I'm a complete amateur trying to turn an old 14 wide x 22 long single car garage into a wood shop. Nobody in my immediate family or friends does any serious woodworking, but I do have some family members/friends who have been in other trades for decades and are pretty handy, so I'm learning by researching and getting advice from them.
Lately I've been finding myself needing to cut full 4' x 8' plywood panels lengthwise down the middle for shelves or other things. I'm the type that usually likes to research myself silly to find the best possible solution before committing to something. In this case, it seemed to me that the answers online were pointing to a panel saw, though that may just be because I started from the perspective of "What do places like Home Depot do?" And I remembered they have large panel saws for things like this, and it seemed fitting since the word "panel" is in the name, it's obviously for cutting panels.
I'm working on a serious budget, so I'm trying to avoid spending 1k+ or even more on a pre-made aluminum frame panel saw. I looked around and saw that some folks have in fact built their own, such as this youtube video, or there are apparently kits you can buy such as here, or here. Though upon suggesting the idea of building a panel saw for this purpose, I was met with pretty strong resistance from 2 people, who both suggested their own solutions.
1) Table Saw
One family friend suggested that a panel saw is too large and unwieldy, requiring 16 feet to push a panel fully through, or otherwise too difficult/a hassle to make, and I should instead use my existing 4x8 workbench, modify it to the height of a table saw he could lend, and buy some infeed rollers and push a full 4x8 panel through a table saw, outfeeding onto my workbench.

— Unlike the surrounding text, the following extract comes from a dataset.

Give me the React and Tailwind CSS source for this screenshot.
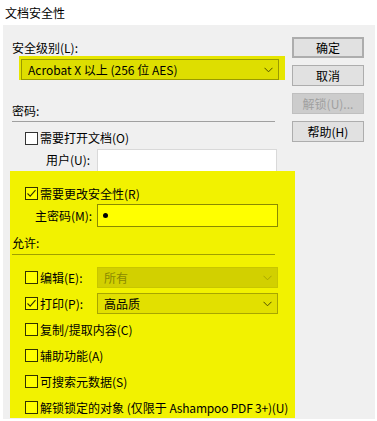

He at first convinced me, but upon further reading and thinking I realized some points:
- Safety - On many woodworking sites/forums, I see many members claim that attempting to maneuver a 4x8 panel through a table saw could be pretty dangerous, and that table saws are best for smaller boards/panels.
- Practicality - It seems to me that this method would still require at least 16 linear feet of space, probably realistically more like 18-20, but would be even more unwieldy than a panel saw since the board would be horizontal rather than vertical. Additionally, this solution almost certainly would not work for also cutting an 8 ft piece width wise, so I'd ultimately have to use 2 different solutions.
- Quality - I have never used a table saw once in my life, but I imagine it might be hard to hold and maintain a 4x8 panel steady and straight against a fence, so I don't imagine getting high quality cuts perfecty every time would be easy with this method.
2) Circular Saw
This is my current method. Another family member of mine essentially suggested I should continue with my current solution, which is propping up the plywood sheet above my workbench with 2x4, clamping down, setting up a guide board, and using a circular saw along the length, though he suggested I should lower my workbench height to make this easier. (Currently, my workbench height is approx 40 inches. Would lowering to 36 really make this much easier?)
My thoughts on this were:
- Safety - Seems fairly safe, as long as boards are securely clamped, and the saw is handled securely.
- Practicality - Practical in that it fits into the footprint of my workbench, but the entire reason I'm searching for another solution is because in my opinion, it's a pain to prop up a plywood sheet and clamp it down, tack on a guide board, and then struggle to securely hold a circular saw halfway across (2 ft) while cutting down the middle of the panel. Additionally, in cases where I need to first cut along the length, and then go back and cut across the width, I have to adjust and turn the 2x4 tracks underneath and the guide board every time. Since I used 8ft board lengthwise, the boards are too long going the other way so I have to swap them out.
- Quality - Quality seems to be good, as long the guide is setup properly.
3) Panel Saw
This is what places like Home Depot have setup for customers to use. Assuming I can build a safe, reliable panel saw for fairly cheap, it seemed to me this would be the best option. Note - I do not count having to put in time and effort to build a panel saw as a negative of this option, because in fact I'm trying to build as many projects as I can, though I would count expense as a negative.
- Safety - If the panel saw is sturdy, including the supports, the saw carriage, and the saw carriage rods, then it seemed to me this would be the safest of the 3 options. The saw is fixed rigid, can only move in 1 axis, and is always facing away from the operator.
- Practicality - Very easy to use. Just plop in the panel, adjust to position, and slide panel through saw (or saw across panel).
- Quality - Again, the saw is rigid, and if the bottom track support for the panel is perfectly inline with the blade, then the quality should be top notch and consistenly repeatable, correct? One good point brought up was if I'm trying to turn the saw 90 degrees and cut horizontally, isn't the top of the panel going to weigh down and bind up the blade?
Other Thoughts - I had the idea of making a panel saw with traveling x and y axes, in order to deal with the issue of needing 16 feet of space, though this idea was lumped into the bag of "too difficult".
So ultimately, the question is what is the best method to make the most difficult 4x8 panel cuts (which seems to me to be lengthwise, down the middle), with respect to the 3 qualities I've brought up: safety, practicality, and quality? Am I right in thinking the panel saw is the answer to that question, or am I being naive and is one of the other suggestions made to be a better solution?